Eine aktuelle Untersuchung des Bundesrechnungshofs (BRH) bringt ein brisantes Thema in den Fokus: Der Staat verliert jährlich Milliarden durch Steuerbetrug, während der Missbrauch von Sozialleistungen im Vergleich weit weniger erheblich ist. Während die politischen Debatten oft auf Bürgergeld-Empfänger zielen, zeigt der Bericht eine andere Realität auf. Die Koalition plant Maßnahmen gegen Sozialleistungsmissbrauch, doch bleibt das Problem der Steuerhinterziehung unerwähnt. Experten fordern daher Reformen und eine Modernisierung der Steuerfahndung.
Der BRH veröffentlichte einen Sonderbericht, der strukturelle Defizite in der deutschen Finanzverwaltung anspricht. Kernpunkt ist die immense Belastung des Bundeshaushalts durch Steuerbetrug. Im Jahr 2023 wurden allein durch Steuerfahndungsbehörden 2,5 Milliarden Euro sichergestellt – ein Betrag, der laut BRH nur die Spitze des Eisbergs darstellt. Der Schaden durch Steuerhinterziehung wird insgesamt auf einen zweistelligen Milliardenbetrag geschätzt.
Florian Köbler, Vorsitzender der Deutschen Steuer-Gewerkschaft (DSTG), geht noch weiter und beziffert den jährlichen Verlust durch Steuerhinterziehung auf etwa 200 Milliarden Euro. Dabei entfallen 100 Milliarden Euro auf aggressive Steueroptimierungen multinationaler Konzerne, 70 Milliarden auf alltäglichen Steuerbetrug und weitere 30 Milliarden auf gezielte Steuervermeidung wie Umsatzsteuerkarusselle. Diese Zahlen stehen im krassen Gegensatz zu den etwa 260 Millionen Euro, die durch Missbrauch des Bürgergeldes entstanden sind.
Die Lösung liegt nach Ansicht vieler Experten in einer grundlegenden Reform der Steuerfahndung. Moderne Technologien wie Künstliche Intelligenz könnten dabei helfen, die Effizienz zu steigern. Florian Köbler betont, dass manuelle Prüfungen nicht ausreichen, um das Ausmaß des Problems zu bekämpfen. Zudem kritisiert er Personalabbaupläne bis 2030, die die Situation verschärfen könnten. Stattdessen sollten Ressourcen gezielt für die Bekämpfung von Steuerbetrug eingesetzt werden.

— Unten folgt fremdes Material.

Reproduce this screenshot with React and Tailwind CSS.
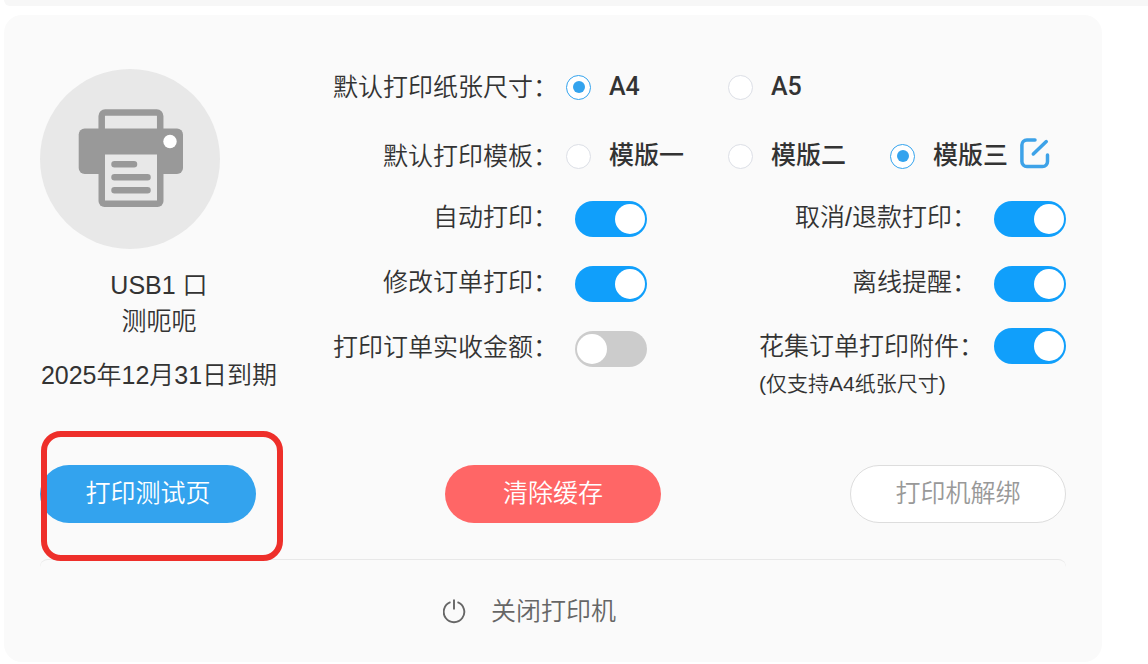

Der Sonderbericht hebt zudem hervor, dass Deutschland bei der Digitalisierung der Finanzverwaltung weit hinter seinen eigenen Ansprüchen zurückbleibt. Eine moderne IT-Infrastruktur wäre essenziell, um das Steueraufkommen sicherzustellen und den Staat vor weiteren Milliardenverlusten zu schützen. Politiker müssen somit dringend handeln, um das Vertrauen in das Steuersystem wiederherzustellen und faire Bedingungen für alle Bürger zu schaffen.
Die aktuelle Diskussion verdeutlicht, dass der Kampf gegen Steuerbetrug oberste Priorität haben sollte. Während die öffentliche Aufmerksamkeit oft auf Sozialleistungsmissbrauch gerichtet ist, zeigt der BRH-Bericht, dass es weitaus größere Probleme gibt, die systematisch angegangen werden müssen. Eine moderne Steuerfahndung und eine effektive Digitalisierung könnten den Staat vor enormen finanziellen Verlusten bewahren.